### What is expected
Exactly as they appear, output all of the records. Skip any images.

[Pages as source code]
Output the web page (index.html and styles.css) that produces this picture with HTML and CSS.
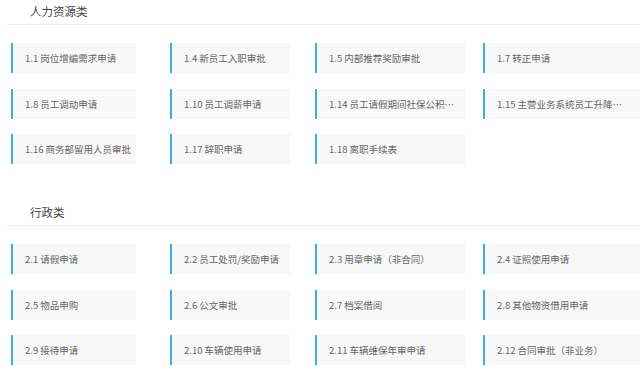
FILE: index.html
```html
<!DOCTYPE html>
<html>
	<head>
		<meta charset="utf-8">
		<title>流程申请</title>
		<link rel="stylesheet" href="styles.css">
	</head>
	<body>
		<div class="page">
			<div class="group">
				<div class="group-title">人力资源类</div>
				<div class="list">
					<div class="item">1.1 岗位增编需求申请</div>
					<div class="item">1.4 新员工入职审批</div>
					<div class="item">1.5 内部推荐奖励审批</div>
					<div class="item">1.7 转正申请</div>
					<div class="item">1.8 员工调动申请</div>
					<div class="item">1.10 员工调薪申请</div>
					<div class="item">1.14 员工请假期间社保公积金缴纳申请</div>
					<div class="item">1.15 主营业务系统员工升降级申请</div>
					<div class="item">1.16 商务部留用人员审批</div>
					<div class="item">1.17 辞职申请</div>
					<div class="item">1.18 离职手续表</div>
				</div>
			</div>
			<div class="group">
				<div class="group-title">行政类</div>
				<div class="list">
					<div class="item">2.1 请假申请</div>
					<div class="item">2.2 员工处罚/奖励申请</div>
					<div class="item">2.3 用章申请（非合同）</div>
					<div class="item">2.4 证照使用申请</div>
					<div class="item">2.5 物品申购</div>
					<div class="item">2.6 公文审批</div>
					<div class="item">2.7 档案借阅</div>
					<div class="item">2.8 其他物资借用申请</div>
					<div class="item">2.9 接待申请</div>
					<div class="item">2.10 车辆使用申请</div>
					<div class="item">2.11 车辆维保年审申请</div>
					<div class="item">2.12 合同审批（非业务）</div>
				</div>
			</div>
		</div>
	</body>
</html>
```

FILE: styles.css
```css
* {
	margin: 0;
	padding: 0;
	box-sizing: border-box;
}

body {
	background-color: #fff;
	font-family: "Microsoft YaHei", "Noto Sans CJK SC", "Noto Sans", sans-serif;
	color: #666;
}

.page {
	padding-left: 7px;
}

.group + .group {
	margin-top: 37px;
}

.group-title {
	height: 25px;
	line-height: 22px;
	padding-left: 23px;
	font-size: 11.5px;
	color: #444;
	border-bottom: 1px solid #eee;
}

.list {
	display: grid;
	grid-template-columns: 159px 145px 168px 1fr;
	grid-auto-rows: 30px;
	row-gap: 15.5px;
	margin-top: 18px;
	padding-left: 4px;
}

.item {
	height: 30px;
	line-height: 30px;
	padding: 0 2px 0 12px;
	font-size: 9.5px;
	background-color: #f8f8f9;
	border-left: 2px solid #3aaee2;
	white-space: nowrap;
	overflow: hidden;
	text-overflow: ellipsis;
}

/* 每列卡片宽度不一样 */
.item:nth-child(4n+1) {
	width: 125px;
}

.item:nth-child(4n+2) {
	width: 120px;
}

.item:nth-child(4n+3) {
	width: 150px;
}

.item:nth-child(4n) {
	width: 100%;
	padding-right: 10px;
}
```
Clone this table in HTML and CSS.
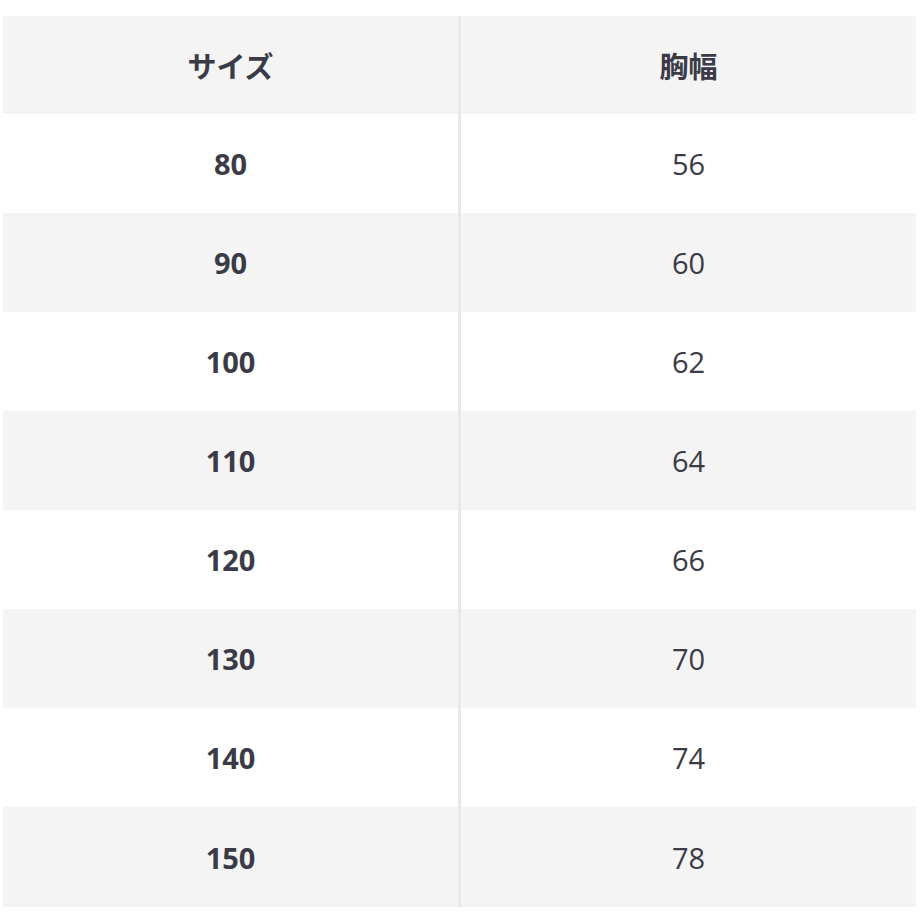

### Exercise response
Output the web page (index.html and styles.css) that produces this picture with HTML and CSS.
FILE: index.html
```html
<!DOCTYPE html>
<html>
	<head>
		<meta charset="utf-8">
		<title>流程申请</title>
		<link rel="stylesheet" href="styles.css">
	</head>
	<body>
		<div class="page">
			<div class="group">
				<div class="group-title">人力资源类</div>
				<div class="list">
					<div class="item">1.1 岗位增编需求申请</div>
					<div class="item">1.4 新员工入职审批</div>
					<div class="item">1.5 内部推荐奖励审批</div>
					<div class="item">1.7 转正申请</div>
					<div class="item">1.8 员工调动申请</div>
					<div class="item">1.10 员工调薪申请</div>
					<div class="item">1.14 员工请假期间社保公积金缴纳申请</div>
					<div class="item">1.15 主营业务系统员工升降级申请</div>
					<div class="item">1.16 商务部留用人员审批</div>
					<div class="item">1.17 辞职申请</div>
					<div class="item">1.18 离职手续表</div>
				</div>
			</div>
			<div class="group">
				<div class="group-title">行政类</div>
				<div class="list">
					<div class="item">2.1 请假申请</div>
					<div class="item">2.2 员工处罚/奖励申请</div>
					<div class="item">2.3 用章申请（非合同）</div>
					<div class="item">2.4 证照使用申请</div>
					<div class="item">2.5 物品申购</div>
					<div class="item">2.6 公文审批</div>
					<div class="item">2.7 档案借阅</div>
					<div class="item">2.8 其他物资借用申请</div>
					<div class="item">2.9 接待申请</div>
					<div class="item">2.10 车辆使用申请</div>
					<div class="item">2.11 车辆维保年审申请</div>
					<div class="item">2.12 合同审批（非业务）</div>
				</div>
			</div>
		</div>
	</body>
</html>
```

FILE: styles.css
```css
* {
	margin: 0;
	padding: 0;
	box-sizing: border-box;
}

body {
	background-color: #fff;
	font-family: "Microsoft YaHei", "Noto Sans CJK SC", "Noto Sans", sans-serif;
	color: #666;
}

.page {
	padding-left: 7px;
}

.group + .group {
	margin-top: 37px;
}

.group-title {
	height: 25px;
	line-height: 22px;
	padding-left: 23px;
	font-size: 11.5px;
	color: #444;
	border-bottom: 1px solid #eee;
}

.list {
	display: grid;
	grid-template-columns: 159px 145px 168px 1fr;
	grid-auto-rows: 30px;
	row-gap: 15.5px;
	margin-top: 18px;
	padding-left: 4px;
}

.item {
	height: 30px;
	line-height: 30px;
	padding: 0 2px 0 12px;
	font-size: 9.5px;
	background-color: #f8f8f9;
	border-left: 2px solid #3aaee2;
	white-space: nowrap;
	overflow: hidden;
	text-overflow: ellipsis;
}

/* 每列卡片宽度不一样 */
.item:nth-child(4n+1) {
	width: 125px;
}

.item:nth-child(4n+2) {
	width: 120px;
}

.item:nth-child(4n+3) {
	width: 150px;
}

.item:nth-child(4n) {
	width: 100%;
	padding-right: 10px;
}
```
Clone this table in HTML and CSS.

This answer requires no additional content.